Three days prior to this metro appearance staged by the Washington Post, Bell filled Boston’s Symphony Hall, where just fairly good tickets went for $100 a seat. Two weeks after the experiment he played for a standing-room-only audience in Bethesda, Maryland. Joshua Bell’s talents can command $1,000 a minute. That day in the subway station, he barely earned enough to buy a cheap pair of shoes.
You can’t fault the instrument. He played a Stradivarius built in the golden period of Stradivari’s career. It’s worth $3.5 million. You can’t fault the music. Bell successfully played a piece from Johann Sebastian Bach that Bell called “one of the greatest achievements of any man in history.”

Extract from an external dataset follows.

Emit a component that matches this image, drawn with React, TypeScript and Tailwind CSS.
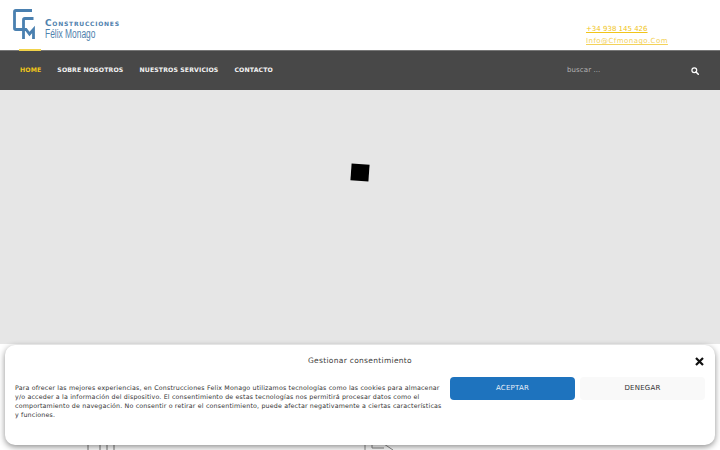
const font = "font-['DejaVu_Sans','Liberation_Sans',sans-serif]";

const Logo = () => (
  <div className="flex items-start">
    <svg width="24" height="31" viewBox="0 0 24 31" className="shrink-0">
      <path d="M19 1.500H2.800Q1.500 1.500 1.500 2.800V19.200Q1.500 20.500 2.800 20.500H10.500" fill="none" stroke="#4a80b0" strokeWidth="2.800" />
      <path d="M20.500 9.500H11.800Q10.500 9.500 10.500 10.800V30" fill="none" stroke="#4a80b0" strokeWidth="2.800" />
      <path d="M10.500 20.500H13L16.500 25L20.500 20.500V30" fill="none" stroke="#4a80b0" strokeWidth="2.800" />
    </svg>
    <div className="ml-[8px] mt-[9px]">
      <div className="font-['DejaVu_Sans',sans-serif] text-[9px] leading-[10px] font-bold tracking-[0.75px] text-[#4f81ad] whitespace-nowrap [font-variant-caps:small-caps]">
        Construcciones
      </div>
      <div className="font-['Liberation_Sans',sans-serif] text-[12px] leading-[13px] text-[#4f81ad] whitespace-nowrap scale-x-[0.7] origin-left">
        Félix Monago
      </div>
    </div>
  </div>
);

const NavItem = ({ label, active }: { label: string; active?: boolean }) => (
  <a className={`text-[6.200px] font-bold tracking-[0.12px] whitespace-nowrap ${active ? "text-[#f0c419]" : "text-[#f2f2f2]"}`}>
    {label}
  </a>
);

export default function App() {
  return (
    <div className={`relative h-[450px] w-[720px] overflow-hidden bg-white ${font}`}>
      <header className="flex h-[50px] justify-between bg-white pl-[13px] pr-[52px] pt-[9px]">
        <Logo />
        <div className="pt-[14px] text-[7px] leading-[12px] text-[#f0c419] w-[82px]">
          <div className="underline font-medium whitespace-nowrap">+34 938 145 426</div>
          <div className="underline whitespace-nowrap tracking-[0.45px] text-[#f3d25a]">Info@Cfmonago.Com</div>
        </div>
      </header>

      <nav className="relative flex h-[40px] items-center justify-between border-t border-[#777] bg-[#484848] pl-[20px] pr-[21px]">
        <div className="absolute left-[19px] top-[-2px] h-[2px] w-[22px] bg-[#f0d24a]" />
        <div className="flex items-center gap-[16px] -mt-[1px]">
          <NavItem label="HOME" active />
          <NavItem label="SOBRE NOSOTROS" />
          <NavItem label="NUESTROS SERVICIOS" />
          <NavItem label="CONTACTO" />
        </div>
        <div className="flex items-center gap-[91px]">
          <span className="w-[33px] text-[7px] tracking-[0.1px] text-[#b4b4b4] whitespace-nowrap">buscar ...</span>
          <svg width="8" height="8" viewBox="0 0 8 8">
            <circle cx="3.300" cy="3.300" r="2.400" fill="none" stroke="#fff" strokeWidth="1.200" />
            <path d="M5 5L7.300 7.300" stroke="#fff" strokeWidth="1.500" strokeLinecap="round" />
          </svg>
        </div>
      </nav>

      <main className="flex h-[254px] justify-center bg-[#e6e6e6] pt-[74px]">
        <div className="h-[17px] w-[18px] rotate-[4deg] bg-black" />
      </main>

      <div className="relative h-[106px] bg-white">
        <svg width="30" height="6" className="absolute left-[87px] top-[100px]">
          <path d="M1 0V6M13 0V6M20 0V6M27 0V6" stroke="#777" strokeWidth="1" fill="none" />
        </svg>
        <svg width="32" height="8" className="absolute left-[364px] top-[98px]">
          <path d="M1 0V8M8 2V6H20M20 2L29 8" stroke="#888" strokeWidth="1" fill="none" />
        </svg>
      </div>

      {/* consent banner */}
      <div className="absolute bottom-[5px] left-[5px] right-[5px] h-[100px] rounded-[10px] bg-white px-[10px] pt-[10px] shadow-[0_2px_6px_rgba(0,0,0,0.45)]">
        <div className="relative flex h-[12px] items-center justify-center">
          <span className="text-[7.500px] tracking-[0.3px] text-[#3c3c3c]">Gestionar consentimiento</span>
          <svg width="9" height="9" viewBox="0 0 9 9" className="absolute right-[1px] top-[2px]">
            <path d="M1 1L8 8M8 1L1 8" stroke="#111" strokeWidth="2.200" />
          </svg>
        </div>
        <div className="mt-[14px] flex items-start gap-[5px]">
          <p className="mt-[2px] w-[430px] shrink-0 text-[6.300px] leading-[9px] tracking-[0.17px] text-[#333]">
            Para ofrecer las mejores experiencias, en Construcciones Felix Monago utilizamos tecnologías como las cookies para almacenar y/o acceder a la información del dispositivo. El consentimiento de estas tecnologías nos permitirá procesar datos como el comportamiento de navegación. No consentir o retirar el consentimiento, puede afectar negativamente a ciertas características y funciones.
          </p>
          <div className="flex flex-1 gap-[5px] -mt-[4px]">
            <button className="h-[23px] w-[125px] rounded-[4px] bg-[#1e73be] text-[7px] tracking-[0.2px] text-[#e8f0f8]">ACEPTAR</button>
            <button className="h-[23px] w-[125px] rounded-[4px] bg-[#f9f9f9] text-[7px] tracking-[0.2px] text-[#333]">DENEGAR</button>
          </div>
        </div>
      </div>
    </div>
  );
}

But scarcely anyone noticed. No one expected majesty in such a context. Shoeshine stand to one side, kiosk to the other. People buying magazines, newspapers, chocolate bars, and lotto tickets. And who had time? This was a workday. This was the Washington workforce. Government workers mainly, on their way to budget meetings and management sessio
ns. Who had time to notice beauty in the midst of busyness? Most did not.1
Most of us will someday realize that we didn’t either. From the perspective of heaven we’ll look back on these days—these busy, cluttered days—and realize, That was Jesus playing the violin. That was Jesus wearing the ragged clothes. That was Jesus in the orphanage . . . in the jail . . . in the cardboard shanty. The person needing my help was Jesus.
There are many reasons to help people in need.
“Benevolence is good for the world.”
“We all float on the same ocean. When the tide rises, it benefits everyone.”
“To deliver someone from poverty is to unleash that person’s potential as a researcher, educator, or doctor.”
“As we reduce poverty and disease, we reduce war and atrocities. Healthy, happy people don’t hurt each other.”
Compassion has a dozen advocates.
But for the Christian none is higher than this: when we love those in need, we are loving Jesus. It is a mystery beyond science, a truth beyond statistics. But it is a message that Jesus made crystal clear: when we love them, we love him.
This is the theme of his final sermon. The message he saved until last. He must want this point imprinted on our consciences. He depicted the final judgment scene. The last day, the great Day of Judgment. On that day Jesus will issue an irresistible command. All will come. From sunken ships and forgotten cemeteries, they will come. From royal tombs and grassy battlefields, they will come. From Abel, the first to die, to the person being buried at the moment Jesus calls, every human in history will be present.
All the angels will be present. The whole heavenly universe will witness the event. A staggering denouement. Jesus at some point will “separate them one from another, as a shepherd divides his sheep from the goats” (Matt. 25:32 NKJV). Shepherds do this. They walk among the flock and, one by one, with the use of a staff direct goats in one direction and sheep in the other.